As Javy Baez explained at the end of the season last year, the Cubs “struggled” to 95 wins in 2018. Scrapped, bumped, and fought through a roller coaster season that led to a sharp fall in September just as the Brewers found their best two-week run of their season. Opening Day grants everyone permission to start over, to clean the slate where you can stop talking about last year and start talking about this year. 

This year, the Cubs as an organization have shown confidence in that 2018 roster. A trust in the core of players that only just need to find their best work for this confidence to be rewarded. It has been determined that advancement must come from assets that already exist. Internal. Kris Bryant returning to health and MVP form, while being one step closer to lifelong security as a pillar of the Cubs. Willson Contreras, who found all-star stardom only to lose his offensive swagger and impact in the second half, can find it again. Tyler Chatwood, Pedro Strop, David Bote, all are still here, opportunity knocking again in 2019 to either do it again or find it again. Some of that simply means to stay healthy.
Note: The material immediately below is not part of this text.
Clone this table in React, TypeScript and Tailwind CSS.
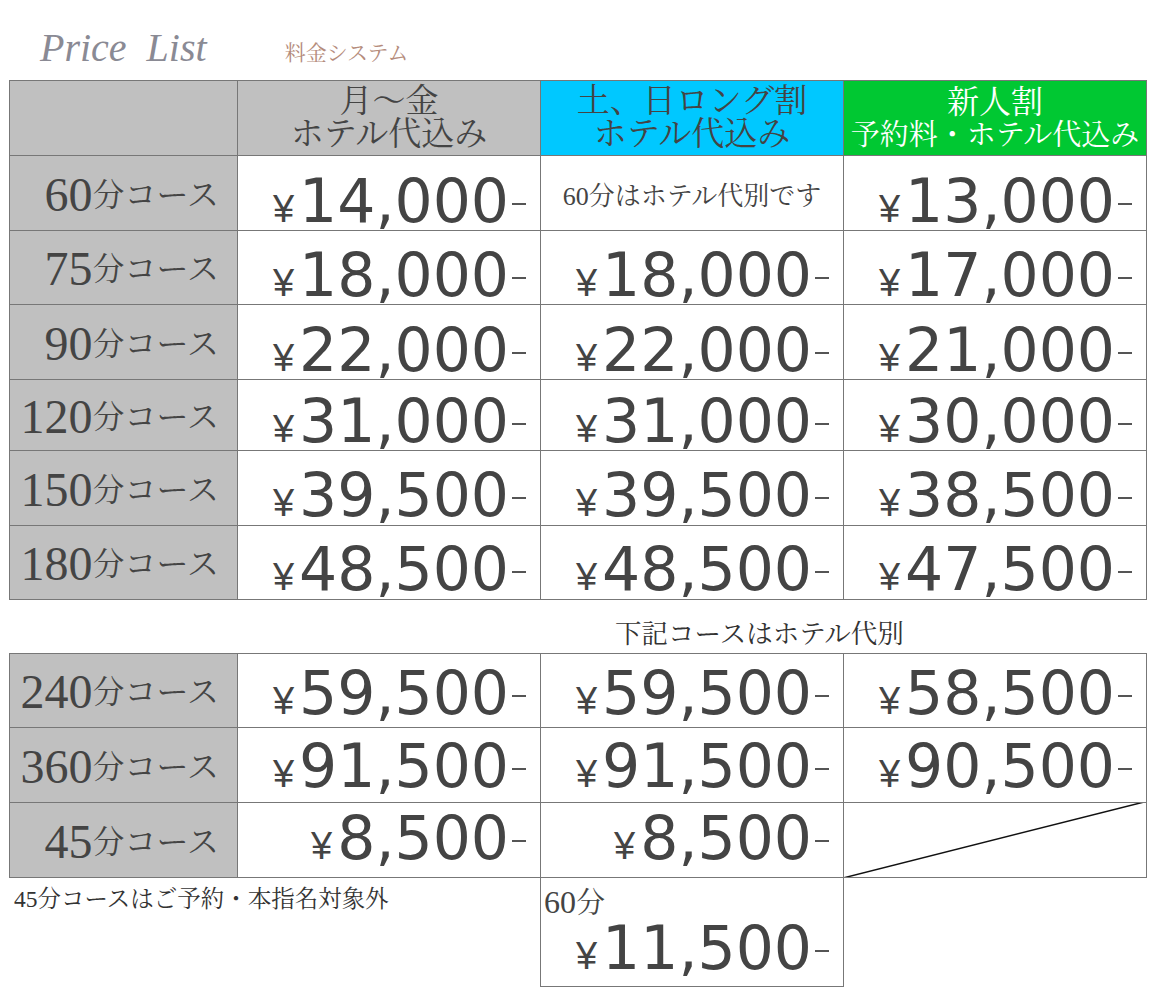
import React from "react";

const serif = "font-['Liberation_Serif','Noto_Serif_CJK_JP','Noto_Sans_CJK_JP',serif]";
const sans = "font-['DejaVu_Sans','Noto_Sans_CJK_JP',sans-serif]";

type Row = { mins: string; h: string; lift: string; prices: (string | null)[] };

// lift = margin under the price so its baseline sits where the picture has it
const topRows: Row[] = [
  { mins: "60", h: "h-[75px]", lift: "-mb-[1px]", prices: ["14,000", null, "13,000"] },
  { mins: "75", h: "h-[74px]", lift: "-mb-[1px]", prices: ["18,000", "18,000", "17,000"] },
  { mins: "90", h: "h-[75px]", lift: "-mb-[1px]", prices: ["22,000", "22,000", "21,000"] },
  { mins: "120", h: "h-[71px]", lift: "-mb-[1px]", prices: ["31,000", "31,000", "30,000"] },
  { mins: "150", h: "h-[75px]", lift: "mb-0", prices: ["39,500", "39,500", "38,500"] },
  { mins: "180", h: "h-[74px]", lift: "mb-0", prices: ["48,500", "48,500", "47,500"] },
];

const bottomRows: Row[] = [
  { mins: "240", h: "h-[74px]", lift: "mb-[4px]", prices: ["59,500", "59,500", "58,500"] },
  { mins: "360", h: "h-[75px]", lift: "mb-[6px]", prices: ["91,500", "91,500", "90,500"] },
  { mins: "45", h: "h-[75px]", lift: "mb-[9px]", prices: ["8,500", "8,500", null] },
];

function Price({ value }: { value: string }) {
  return (
    <span className={`${sans} leading-none text-[60px] text-[#444] whitespace-nowrap`}>
      <span className="font-['Liberation_Sans',sans-serif] text-[38px] mr-[5px]">¥</span>
      {value}
      <span className="inline-block w-[14px] h-[2px] bg-[#555] mb-[17px] ml-[3px]" />
    </span>
  );
}

function Label({ mins, h }: { mins: string; h: string }) {
  return (
    <div className={`${h} bg-[#c0c0c0] border-r border-b border-[#777] flex items-center justify-end pr-[18px] pt-[3px] text-[#444] ${serif} whitespace-nowrap`}>
      <span className="text-[48px] leading-none">{mins}</span>
      <span className="text-[32px] leading-none">分コース</span>
    </div>
  );
}

function PriceCell({ value, h, lift, children }: { value: string | null; h: string; lift: string; children?: React.ReactNode }) {
  return (
    <div className={`${h} border-r border-b border-[#777] flex items-end justify-end pr-[14px] relative`}>
      {value && (
        <div className={lift}>
          <Price value={value} />
        </div>
      )}
      {children}
    </div>
  );
}

export default function App() {
  return (
    <div className="w-[1160px] h-[1000px] bg-white overflow-hidden">
      {/* title */}
      <div className="h-[80px] flex items-start pt-[28px]">
        <span className="ml-[40px] italic font-['Liberation_Serif',serif] text-[40px] leading-none text-[#8a8a94]">
          Price&nbsp;&nbsp;List
        </span>
        <span className={`ml-[78px] mt-[15px] ${serif} text-[21px] leading-none text-[#b58c7c]`}>料金システム</span>
      </div>

      {/* top table */}
      <div className="ml-[9px] w-[1138px] grid grid-cols-[228px_303px_303px_303px] border-l border-t border-[#777]">
        <div className="h-[75px] bg-[#c0c0c0] border-r border-b border-[#777]" />
        <div className={`h-[75px] bg-[#c0c0c0] border-r border-b border-[#777] flex flex-col items-center justify-center ${serif} text-[33px] leading-[33px] text-[#444]`}>
          <span>月～金</span>
          <span>ホテル代込み</span>
        </div>
        <div className={`h-[75px] bg-[#00c8ff] border-r border-b border-[#777] flex flex-col items-center justify-center ${serif} text-[33px] leading-[33px] text-[#444]`}>
          <span>土、日ロング割</span>
          <span>ホテル代込み</span>
        </div>
        <div className={`h-[75px] bg-[#00c832] border-r border-b border-[#777] flex flex-col items-center justify-center ${serif} text-white`}>
          <span className="text-[32px] leading-[33px]">新人割</span>
          <span className="text-[29px] leading-[32px] whitespace-nowrap">予約料・ホテル代込み</span>
        </div>

        {topRows.map((r) => (
          <React.Fragment key={r.mins}>
            <Label mins={r.mins} h={r.h} />
            {r.prices.map((p, i) =>
              p === null ? (
                <div key={i} className={`${r.h} border-r border-b border-[#777] flex items-center justify-center pt-[6px] ${serif} text-[26px] text-[#444]`}>
                  60分はホテル代別です
                </div>
              ) : (
                <PriceCell key={i} value={p} h={r.h} lift={r.lift} />
              )
            )}
          </React.Fragment>
        ))}
      </div>

      {/* note */}
      <div className="h-[53px] flex items-center pl-[615px] pt-[16px]">
        <span className={`${serif} text-[26.5px] leading-none text-[#333]`}>下記コースはホテル代別</span>
      </div>

      {/* bottom table */}
      <div className="ml-[9px] w-[1138px] grid grid-cols-[228px_303px_303px_303px] border-l border-t border-[#777]">
        {bottomRows.map((r) => (
          <React.Fragment key={r.mins}>
            <Label mins={r.mins} h={r.h} />
            {r.prices.map((p, i) =>
              p === null ? (
                <PriceCell key={i} value={null} h={r.h} lift={r.lift}>
                  <svg className="absolute inset-0 w-full h-full" viewBox="0 0 100 100" preserveAspectRatio="none">
                    <line x1="0" y1="101" x2="100" y2="-2" stroke="#111" strokeWidth="1.5" vectorEffect="non-scaling-stroke" />
                  </svg>
                </PriceCell>
              ) : (
                <PriceCell key={i} value={p} h={r.h} lift={r.lift} />
              )
            )}
          </React.Fragment>
        ))}
      </div>

      {/* footer */}
      <div className="flex">
        <div className={`w-[540px] pl-[14px] pt-[10px] ${serif} text-[23.5px] leading-none text-[#333] whitespace-nowrap`}>
          45分コースはご予約・本指名対象外
        </div>
        <div className="w-[304px] h-[109px] border-x border-b border-[#777] flex flex-col">
          <div className={`pl-[3px] pt-[8px] ${serif} text-[#444] leading-none`}>
            <span className="text-[32px]">60</span>
            <span className="text-[29px]">分</span>
          </div>
          <div className="flex-1 flex items-end justify-end pr-[14px]">
            <div className="mb-[15px]">
              <Price value="11,500" />
            </div>
          </div>
        </div>
      </div>
    </div>
  );
}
The Cubs this season are basically the same team as a year ago. Lester, Darvish, Hendricks, Hamels remain the big four of the rotation. A new coach here, a different lefty off the bench there, but there is a clear endorsement that 2019 will just be a wiser, more consistent 2018 simply by talent finding the success they already had before. Personnel stays, culture shifts.

Hamels can relate to that. A Texas Ranger against the ropes, battling for his future and struggling to find it for the vast majority of 2018. Then with one phone call, one trade to a contender, he found it, and became a different pitcher inside the same body. Scouting and development met talent and history in only the long and patient way that baseball can.

This is the hope of the 2019 team. It all comes together, before the contracts explode the lid off the budget, before the first number in the ages of some key players goes from a 2 to a 3, before the window closes on all of our fingers.

If spring training is any measure, we saw Contreras re-focus, we saw Bote remind us that he can be a weapon, we saw Victor Caratini continue to do the little things to be a big back-up catcher, and we saw the near future come to life in Nico Hoerner’s performance, planting a seed in a garden that will be fruitful for years to come. 

This is opening day. The beginning but also the culmination of years of development, scouting, timing, good health, hopes, dreams, adjustments. 

It may start with a bang like it did off Ian Happ’s bat last year, or it may begin more quietly, but either way there is no turning back - only turning forward, even with the past hitching a ride. The question remains, will 2016 be riding with them?